As if that weren't bad enough, the company is obnoxious. Their contrived atmosphere and image essentially tries to be artsy hippy/bohemian cafe cool but is really wanna-be pretentious yuppy hollowness. They try to promote an image of being socially conscious, but they rape the Earth, exploit the poor and destroy grassroots culture as much as any other massive corporate bloodclot in the brain.
And what the hell is wrong with the words Small, Medium and Large? Why do they have to have their own symbolic, secret Starbucks parlance? Why is a small-sized drink called Tall? I'm sorry losers, but small and tall don't really have much to do with each other. And why does this Seattle-based company need to use the Italian word for "20" to denote their large size? I know the cup sizes are probably some lame little corporate tactic to make you feel "out of the loop" if you don't know Starbucks super-secret, uber-chic code words. But the fact is, the sizes sound like they were invented by some dipshit. Every time you order a vente this or a tall that (I don't even know what the word for Medium is), you are worshipping at the altar of Dipshit Corporate Americanism. Besides, if you ask the cashier for a "small coffee," they usually get the point. Here's an example of a recent conversation:
Me. Can I have a small coffee please?
Starbucks Drone: You mean a tall coffee?
Me: Yes that's right, you dumbass, a small coffee.
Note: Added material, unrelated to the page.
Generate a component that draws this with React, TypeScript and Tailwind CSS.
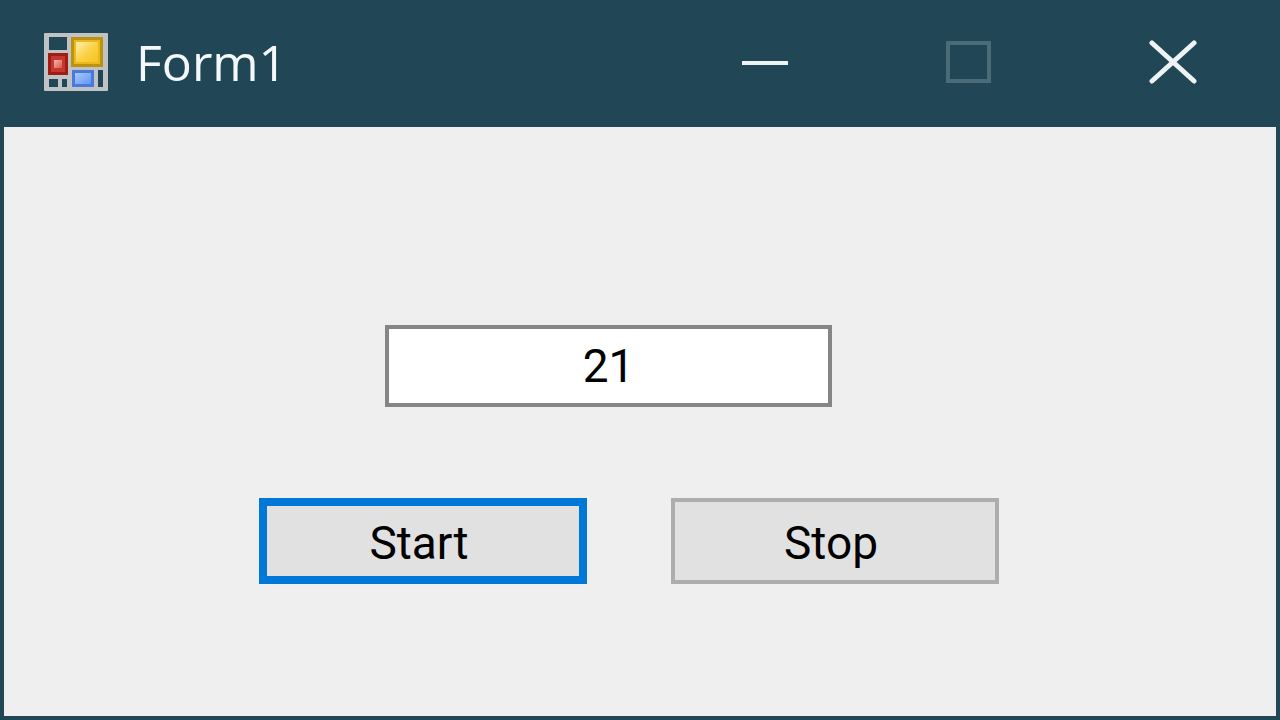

Plus, their business tactics rival Wal-Mart's in soulless sliminess (except that at least Wal-Mart offers low prices for poor quality). Any time Starbucks sniffs competition, the monsterous beheamouth chain throws its fat around and stifles it. They open a store or two a block away, draining much-needed business from independent shops and smaller chains. One example is Deidrich's coffee, a small chain in the OC that actually knew how to brew coffee and roast beans. They closed because they couldn't survive the Starbucks plague. So now, if I want a cup of coffee, I get to choose between Starbucks and, oh damn, Starbucks. That's pretty fucked up.
Who ever told these corporate shit heads that I wanted to see their stupid stores on every corner? Why don't I get a say? I'm not saying Starbucks doesn't have a right to exist. There are people out there that like it and they should have the right to buy it. Fine with me. I'm not saying that when I'm slouched over my desk at work with my tongue lolling out, I won't go to the Starbucks around the corner. But I don't understand why they have to swallow up every other coffee brand and put smaller shops out of business. If they want to have a couple of stores in my neighborhood, I'm not going to complain. But when they start smothering all the competition, that's when I start getting a little crazy. That's when I start boycotting. Because I am tired of these big, ugly, lame corporations taking everything away from me that I like.
Let's face it. We only have a democracy for the super-rich in this country and around the world. As long as enough people buy enough Starbucks to keep them fat and healthy, they get to do whatever they want, and unfortunately, whatever they want means being a bunch of fascist assholes. And the more competition they eliminate, the less accountability they will have. They can sell pool water for $7 a cup and there will be no one around to threaten them with a better product.
Hey, corporate dumb-bots, enough is enough already.